Defaulting on a loan means failing to meet your obligation to repay money lent to you according to the terms of the agreement. This status and its consequences can affect borrowers of all kinds of loans and can be made worse by a variety of factors, including:
- Some loans are unaffected by the bankruptcy
- You can’t just ignore the loan if you can’t afford it
- You can’t make loans disappear
What is Defaulting?
As stated above, to default on a loan means failing to adhere to the terms of repayment. Depending on the terms, this could be as simple as being late on a payment or missing a single payment, or it may be due to refusing to make any payments. Regardless of the cause, the effect of a default severely damages your credit score and allows collectors to contact you.
Why is Missing a Payment Bad?
The day following a missed payment is when your loan to is considered delinquent. This continues as long as it takes for you to pay to make the loan current. Lenders will report any delinquencies to the credit bureaus. Missing payments is not something you want to get in the habit of and if you’re already behind, you should seriously consider debt consolidation or debt settlement program. A bad credit history can make it difficult to:
- Get a cell phone
- Get utilities
- Get home insurance
- Be approved for an apartment
- Get a mortgage or auto loan
- Get a reasonable interest rate on any line of credit
Consequences of Defaulting on a Loan
If you are one day late paying a bill, you have defaulted on your loan. With personal loans and credit cards, you may be granted a 30-day grace period to repay a missed payment. After that, however, you’ll start to see late fees and possibly even a sharp increase in interest rates. If another 30 days pass, collections calls will likely begin to make contact as your account enters default status. By six months following a missed payment, the bank will most likely charge-off your account from its books, though this doesn’t relieve you of the burden; more likely, a collections agency will purchase the account and attempt to collect it instead. Now comes a collector who is financially invested in finding and collecting from you, which means the calls will likely increase in frequency.
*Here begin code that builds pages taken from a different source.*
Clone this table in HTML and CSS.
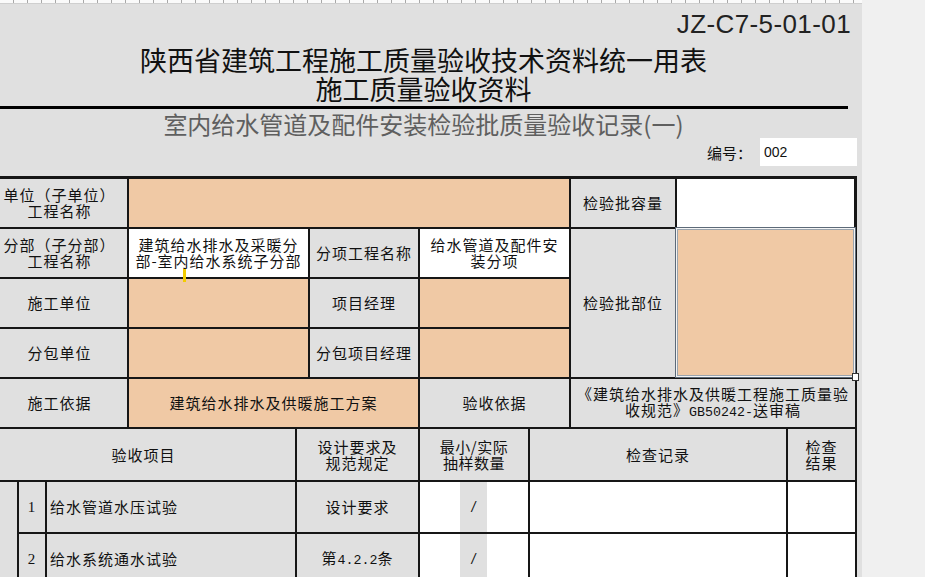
FILE: index.html
```html
<!DOCTYPE html>
<html lang="zh">
<head>
<meta charset="utf-8">
<title>室内给水管道及配件安装检验批质量验收记录</title>
<link rel="stylesheet" href="styles.css">
</head>
<body>
<div class="sheet">
  <div class="ruler"></div>
  <div class="head">
    <div class="code">JZ-C7-5-01-01</div>
    <div class="title"><div class="tl">陕西省建筑工程施工质量验收技术资料统一用表</div><div class="tl">施工质量验收资料</div></div>
    <div class="rule"></div>
    <div class="sub">室内给水管道及配件安装检验批质量验收记录(一)</div>
    <div class="no-row"><span class="no-label">编号：</span><span class="no-box">002</span></div>
  </div>
  <div class="form">
    <!-- row 1 -->
    <div class="c lbl r1 ca"><span class="t">单位（子单位）<br>工程名称</span></div>
    <div class="c org r1 cb1"></div>
    <div class="c lbl r1 c9"><span class="t">检验批容量</span></div>
    <div class="c wht r1 cf edge"></div>
    <!-- row 2 -->
    <div class="c lbl r2 ca"><span class="t">分部（子分部）<br>工程名称</span></div>
    <div class="c wht r2 cb on-top"><span class="t">建筑给水排水及采暖分<br>部-室内给水系统子分部</span><span class="caret"></span></div>
    <div class="c lbl r2 c6"><span class="t">分项工程名称</span></div>
    <div class="c wht r2 cd"><span class="t">给水管道及配件安<br>装分项</span></div>
    <div class="c lbl r2 c9 span3"><span class="t">检验批部位</span></div>
    <div class="c org r2 cf span3 sel"><span class="handle"></span></div>
    <!-- row 3 -->
    <div class="c lbl r3 ca"><span class="t">施工单位</span></div>
    <div class="c org r3 cb"></div>
    <div class="c lbl r3 c6"><span class="t">项目经理</span></div>
    <div class="c org r3 cd"></div>
    <!-- row 4 -->
    <div class="c lbl r4 ca"><span class="t">分包单位</span></div>
    <div class="c org r4 cb"></div>
    <div class="c lbl r4 c6"><span class="t">分包项目经理</span></div>
    <div class="c org r4 cd"></div>
    <!-- row 5 -->
    <div class="c lbl r5 ca"><span class="t">施工依据</span></div>
    <div class="c org r5 cb5"><span class="t">建筑给水排水及供暖施工方案</span></div>
    <div class="c lbl r5 cd"><span class="t">验收依据</span></div>
    <div class="c lbl r5 cd5"><span class="t">《建筑给水排水及供暖工程施工质量验<br>收规范》<span class="mono">GB50242-</span>送审稿</span></div>
    <!-- row 6 -->
    <div class="c lbl r6 ch1"><span class="t">验收项目</span></div>
    <div class="c lbl r6 ch2"><span class="t">设计要求及<br>规范规定</span></div>
    <div class="c lbl r6 c7"><span class="t tight">最小/实际<br>抽样数量</span></div>
    <div class="c lbl r6 ch4"><span class="t">检查记录</span></div>
    <div class="c lbl r6 c11"><span class="t">检查<br>结果</span></div>
    <!-- rows 7-8 -->
    <div class="c lbl r7 c1 span2"></div>
    <div class="c lbl r7 c2 num"><span class="t">1</span></div>
    <div class="c lbl r7 ci item"><span class="t">给水管道水压试验</span></div>
    <div class="c lbl r7 ch2"><span class="t">设计要求</span></div>
    <div class="c wht r7 c7"><span class="strip">/</span></div>
    <div class="c wht r7 ch4"></div>
    <div class="c wht r7 c11"></div>
    <div class="c lbl r8 c2 num"><span class="t">2</span></div>
    <div class="c lbl r8 ci item"><span class="t">给水系统通水试验</span></div>
    <div class="c lbl r8 ch2"><span class="t">第<span class="mono">4.2.2</span>条</span></div>
    <div class="c wht r8 c7"><span class="strip">/</span></div>
    <div class="c wht r8 ch4"></div>
    <div class="c wht r8 c11"></div>
  </div>
</div>
</body>
</html>
```

FILE: styles.css
```css
html, body {
  margin: 0;
  padding: 0;
  height: 100%;
}
body {
  background: #f0f0f0;
  font-family: "Noto Sans CJK SC", sans-serif;
  overflow: hidden;
  color: #111;
}
.sheet {
  width: 872px;
  height: 577px;
  margin-left: -10px;
  background: #e0e0e0;
}
.ruler {
  height: 3px;
  margin-left: 10px;
  background: repeating-linear-gradient(90deg, #fafafa 0 13px, #a8a8a8 13px 14px);
  border-bottom: 1px solid #cfcfcf;
}
.head {
  width: 867px;
}
.code {
  margin-top: 5px;
  text-align: right;
  padding-right: 6px;
  font-family: "Liberation Sans", sans-serif;
  font-size: 26px;
  line-height: 30px;
  letter-spacing: 0.4px;
  color: #222;
}
.title {
  margin-top: 6px;
  text-align: center;
  font-size: 27px;
  color: #111;
}
.tl {
  height: 29px;
  line-height: 29px;
}
.rule {
  margin-top: 3px;
  margin-left: 10px;
  width: 848px;
  height: 3px;
  background: #000;
}
.sub {
  margin-top: 1px;
  text-align: center;
  font-size: 24px;
  line-height: 28px;
  color: #5f5f5f;
}
.no-row {
  display: flex;
  justify-content: flex-end;
  align-items: center;
  height: 28px;
}
.no-label {
  font-size: 15px;
  margin-right: 8px;
  color: #111;
}
.no-box {
  width: 93px;
  height: 28px;
  padding-left: 4px;
  background: #fff;
  font-family: "Liberation Sans", sans-serif;
  font-size: 14px;
  line-height: 28px;
  color: #111;
}
.form {
  margin-top: 10px;
  width: 863px;
  padding: 3px 2px 0 2px;
  background: #161616;
  display: grid;
  grid-template-columns: 25px 26px 80px 166px 11px 108px 108px 39px 104px 109px 67px;
  grid-template-rows: 48px 48px 48px 48px 48px 51px 50px 50px;
  gap: 2px;
}
.c {
  display: flex;
  align-items: center;
  justify-content: center;
  text-align: center;
  font-size: 15px;
  line-height: 16px;
  letter-spacing: 1px;
  color: #111;
  position: relative;
}
.t {
  display: block;
}
.tight {
  letter-spacing: 0.5px;
}
.lbl { background: #e0e0e0; }
.org { background: #f0c9a5; }
.wht { background: #fff; }
.edge { box-shadow: inset -1px 0 0 #161616; }
.on-top { z-index: 2; }

.r1 { grid-row: 1; }
.r2 { grid-row: 2; }
.r3 { grid-row: 3; }
.r4 { grid-row: 4; }
.r5 { grid-row: 5; }
.r6 { grid-row: 6; }
.r7 { grid-row: 7; }
.r8 { grid-row: 8; }
.span2 { grid-row: 7 / span 2; }
.span3 { grid-row: 2 / span 3; }

.ca { grid-column: 1 / 4; }
.cb1 { grid-column: 4 / 9; }
.c9 { grid-column: 9; }
.cf { grid-column: 10 / 12; }
.cb { grid-column: 4 / 6; }
.c6 { grid-column: 6; }
.cd { grid-column: 7 / 9; }
.cb5 { grid-column: 4 / 7; }
.cd5 { grid-column: 9 / 12; }
.ch1 { grid-column: 1 / 5; }
.ch2 { grid-column: 5 / 7; }
.c7 { grid-column: 7; }
.ch4 { grid-column: 8 / 11; }
.c11 { grid-column: 11; }
.c1 { grid-column: 1; }
.c2 { grid-column: 2; }
.ci { grid-column: 3 / 5; }

.num {
  font-family: "Liberation Serif", serif;
  font-size: 15px;
}
.item {
  justify-content: flex-start;
  padding-left: 3px;
}
.mono {
  font-family: "Liberation Mono", monospace;
  font-size: 13.3px;
  letter-spacing: 0;
}
.strip {
  position: absolute;
  top: 0;
  bottom: 0;
  left: 40px;
  width: 27px;
  background: #e0e0e0;
  display: flex;
  align-items: center;
  justify-content: center;
  font-family: "Liberation Sans", sans-serif;
  font-style: italic;
  font-size: 14px;
  letter-spacing: 0;
}
.caret {
  position: absolute;
  left: 54px;
  top: 40px;
  width: 3px;
  height: 13px;
  background: #f2cc00;
}
.sel::before {
  content: "";
  position: absolute;
  left: -2px;
  top: -2px;
  right: -1px;
  bottom: -1px;
  border: 1px solid #5d6a78;
  box-shadow: inset 0 0 0 1px #f4f4f4, inset 0 0 0 2px #9aa4ae;
}
.handle {
  position: absolute;
  right: -4px;
  bottom: -4px;
  width: 5px;
  height: 6px;
  background: #fff;
  border: 1px solid #333;
  z-index: 2;
}
```
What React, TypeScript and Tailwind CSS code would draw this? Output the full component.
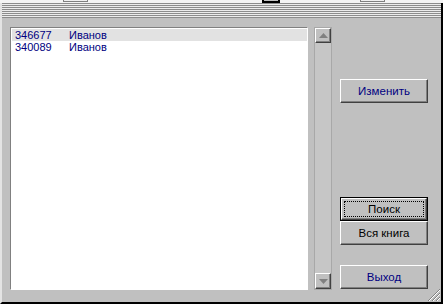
import React from "react";

const raised =
  "border border-t-white border-l-white border-r-[#404040] border-b-[#404040] shadow-[inset_-1px_-1px_0_#808080]";

function Btn({ label, navy, focused }: { label: string; navy?: boolean; focused?: boolean }) {
  if (focused) {
    return (
      <div className="h-[24px] border border-black">
        <div className={`h-full ${raised} flex items-center justify-center p-[2px]`}>
          <div className="w-full h-full border border-dotted border-black flex items-center justify-center text-black">
            {label}
          </div>
        </div>
      </div>
    );
  }
  return (
    <div
      className={`h-[24px] ${raised} flex items-center justify-center ${navy ? "text-[#000080]" : "text-black"}`}
    >
      {label}
    </div>
  );
}

export default function App() {
  return (
    <div
      className="w-[443px] h-[304px] bg-[#c0c0c0] overflow-hidden flex flex-col text-[11px] leading-[12px]"
      style={{ fontFamily: '"Liberation Sans", Arial, sans-serif' }}
    >
      {/* top strip with fragments */}
      <div className="h-[3px] bg-[#f4f4f4] flex shrink-0">
        <div className="w-[63px]" />
        <div className="w-[25px] h-[2px] border-l border-r border-b border-[#808080] bg-[#f0f0f0]" />
        <div className="w-[174px]" />
        <div className="w-[18px] h-[3px] border-l-2 border-r-2 border-b-2 border-black bg-[#c0c0c0]" />
        <div className="w-[80px]" />
        <div className="w-[25px] h-[2px] border-l border-r border-b border-[#808080] bg-[#f0f0f0]" />
      </div>
      <div className="flex-1 flex flex-col border-l-2 border-l-[#e4e4e4] border-r-2 border-r-black border-b-2 border-b-black relative">
        {/* striped band */}
        <div className="h-[15px] shrink-0 bg-[repeating-linear-gradient(to_bottom,#8c8c8c_0px,#8c8c8c_1px,#ececec_1px,#ececec_2px)]" />
        <div className="flex-1 flex pt-[9px] pl-[8px] pb-[11px]">
          {/* list */}
          <div className="w-[298px] h-[263px] border border-t-[#808080] border-l-[#808080] border-r-white border-b-white bg-white">
            <div className="pt-[1px] pl-[1px] text-[#000080]">
              <div className="h-[12px] bg-[#e2e2e2] flex">
                <span className="w-[57px] pl-[3px]">346677</span>
                <span>Иванов</span>
              </div>
              <div className="h-[12px] flex">
                <span className="w-[57px] pl-[3px]">340089</span>
                <span>Иванов</span>
              </div>
            </div>
          </div>
          {/* scrollbar */}
          <div className="ml-[6px] w-[18px] h-[263px] border border-[#a8a8a8] flex flex-col">
            <div className={`h-[15px] ${raised} flex items-center justify-center`}>
              <svg width="9" height="5" viewBox="0 0 9 5">
                <path d="M4.5 0 L9 5 L0 5 Z" fill="#808080" />
              </svg>
            </div>
            <div className="flex-1 bg-[#c6c6c6]" />
            <div className={`h-[16px] ${raised} flex items-center justify-center`}>
              <svg width="9" height="5" viewBox="0 0 9 5">
                <path d="M0 0 L9 0 L4.5 5 Z" fill="#808080" />
              </svg>
            </div>
          </div>
          {/* buttons */}
          <div className="ml-[8px] w-[88px] h-[263px] flex flex-col pt-[52px] pb-[1px] text-[11.5px]">
            <Btn label="Изменить" navy />
            <div className="flex-1" />
            <Btn label="Поиск" focused />
            <Btn label="Вся книга" />
            <div className="h-[20px]" />
            <Btn label="Выход" navy />
          </div>
        </div>
        {/* resize grip */}
        <svg className="absolute right-0 bottom-0" width="14" height="14" viewBox="0 0 14 14">
          <path d="M13 1 L1 13 M13 5 L5 13 M13 9 L9 13" stroke="#808080" strokeWidth="1" />
          <path d="M13 2 L2 13 M13 6 L6 13 M13 10 L10 13" stroke="#ffffff" strokeWidth="1" />
        </svg>
      </div>
    </div>
  );
}
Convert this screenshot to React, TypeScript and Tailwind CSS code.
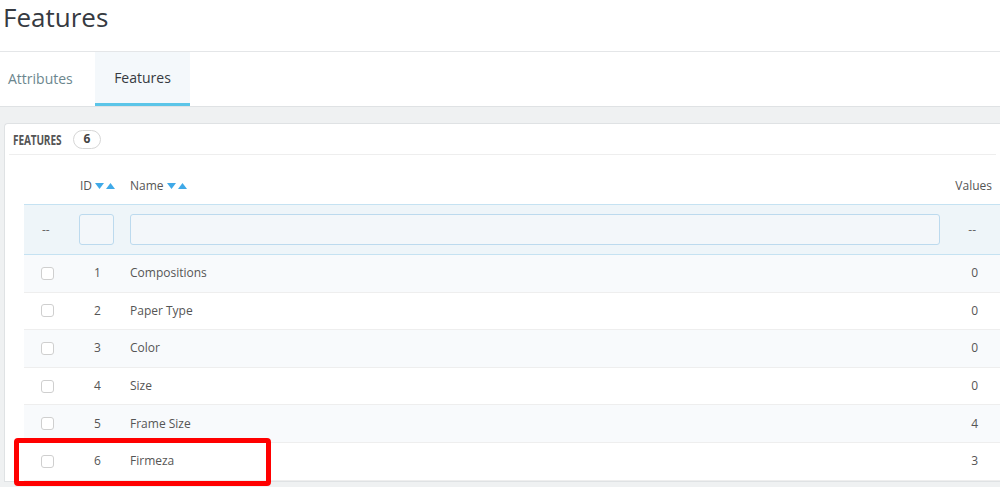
import React from "react";

const rows = [
  { id: 1, name: "Compositions", values: 0 },
  { id: 2, name: "Paper Type", values: 0 },
  { id: 3, name: "Color", values: 0 },
  { id: 4, name: "Size", values: 0 },
  { id: 5, name: "Frame Size", values: 4 },
  { id: 6, name: "Firmeza", values: 3 },
];

function SortArrows() {
  return (
    <span className="ml-[3px] inline-flex items-center gap-[2px]">
      <svg width="9" height="6" viewBox="0 0 9 6">
        <path d="M0 0h9L4.5 6z" fill="#3fa9e8" />
      </svg>
      <svg width="9" height="6" viewBox="0 0 9 6">
        <path d="M0 6h9L4.5 0z" fill="#3fa9e8" />
      </svg>
    </span>
  );
}

export default function App() {
  return (
    <div
      className="h-[487px] w-[1000px] overflow-hidden bg-[#eff1f2] text-[#555]"
      style={{ fontFamily: '"Open Sans", sans-serif' }}
    >
      {/* Page title */}
      <div className="h-[52px] border-b border-[#e4e6e8] bg-white pl-[3px]">
        <h1 className="pt-[1px] text-[26px] leading-[32px] text-[#363a41]">Features</h1>
      </div>

      {/* Tabs */}
      <div className="flex h-[55px] border-b border-[#dfe2e4] bg-white">
        <div className="flex w-[95px] items-center pb-[2px] pl-[8px] text-[14px] text-[#6c868e]">
          Attributes
        </div>
        <div className="flex w-[95px] items-center justify-center border-b-[3px] border-[#5bc5e8] bg-[#f4f8fb] text-[14px] text-[#363a41]">
          Features
        </div>
      </div>

      {/* Panel */}
      <div className="ml-[4px] mt-[16px] rounded-tl-[4px] border border-r-0 border-[#dfe2e4] bg-white">
        <div className="mx-[4px] flex h-[31px] items-center border-b border-[#eeeeee] pl-[4px]">
          <span className="inline-block w-[52px] overflow-visible whitespace-nowrap">
            <span className="inline-block origin-left scale-x-[0.72] text-[14px] font-bold tracking-[-0.2px] text-[#555]">
              FEATURES
            </span>
          </span>
          <span className="ml-[8px] flex h-[19px] w-[28px] items-center justify-center rounded-full border border-[#d6d6d6] text-[12px] font-bold text-[#444]">
            6
          </span>
        </div>

        <div className="pl-[19px]">
          {/* Header */}
          <div className="flex h-[49px] items-end pb-[9px] text-[12px] text-[#555]">
            <div className="w-[56px] shrink-0" />
            <div className="flex w-[50px] shrink-0 items-center">
              ID
              <SortArrows />
            </div>
            <div className="flex flex-1 items-center">
              Name
              <SortArrows />
            </div>
            <div className="w-[72px] shrink-0 pr-[8px] text-right">Values</div>
          </div>

          {/* Filters */}
          <div className="flex h-[51px] items-center border-y border-[#c5e2f2] bg-[#eef5f9] text-[12px]">
            <div className="w-[55px] shrink-0 pl-[18px] text-[#666]">--</div>
            <div className="w-[51px] shrink-0">
              <div className="h-[31px] w-[35px] rounded-[3px] border border-[#bcdaee] bg-[#f3f7fa]" />
            </div>
            <div className="min-w-0 flex-1">
              <div className="h-[31px] w-[810px] rounded-[3px] border border-[#bcdaee] bg-[#f3f7fa]" />
            </div>
            <div className="w-[72px] shrink-0 pr-[24px] text-right text-[#666]">--</div>
          </div>

          {/* Rows */}
          {rows.map((r, i) => (
            <div
              key={r.id}
              className={
                "relative flex h-[37.6px] items-center border-b border-[#eeeeee] text-[12px] " +
                (i % 2 === 0 ? "bg-[#f8fafc]" : "bg-white")
              }
            >
              <div className="w-[55px] shrink-0 pl-[17px]">
                <div className="h-[13px] w-[13px] rounded-[3px] border border-[#cfcfcf] bg-white" />
              </div>
              <div className="w-[51px] shrink-0 pl-[15px] text-[#555]">{r.id}</div>
              <div className="flex-1 text-[#555]">{r.name}</div>
              <div className="w-[72px] shrink-0 pr-[22px] text-right text-[#555]">{r.values}</div>
              {r.id === 6 && (
                <div className="absolute left-[-10px] top-[-5px] h-[48px] w-[257px] rounded-[4px] border-[5px] border-[#ff0000]" />
              )}
            </div>
          ))}
        </div>
      </div>
    </div>
  );
}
Eventually, this charge-off will end up at an attorney’s office, and the attorney may elect to issue one last letter requesting payment, or else you may end up in court. You may end up legally ordered to repay the original debt along with other fees. At this stage, the default is public record. This means that if you were to apply for a new job, employers could learn of your default status on your bills and decide not to hire you.
Why You Need to Avoid Defaulting on Your Loans
As mentioned earlier, not all debts can be discharged, even if you attempt to file for bankruptcy. Along with student loans, you can’t simply wish away debts on taxes, alimony or child support. Some of these are possible to renegotiate, but in short, defaulting on any loan is going to have a negative effect on your credit score.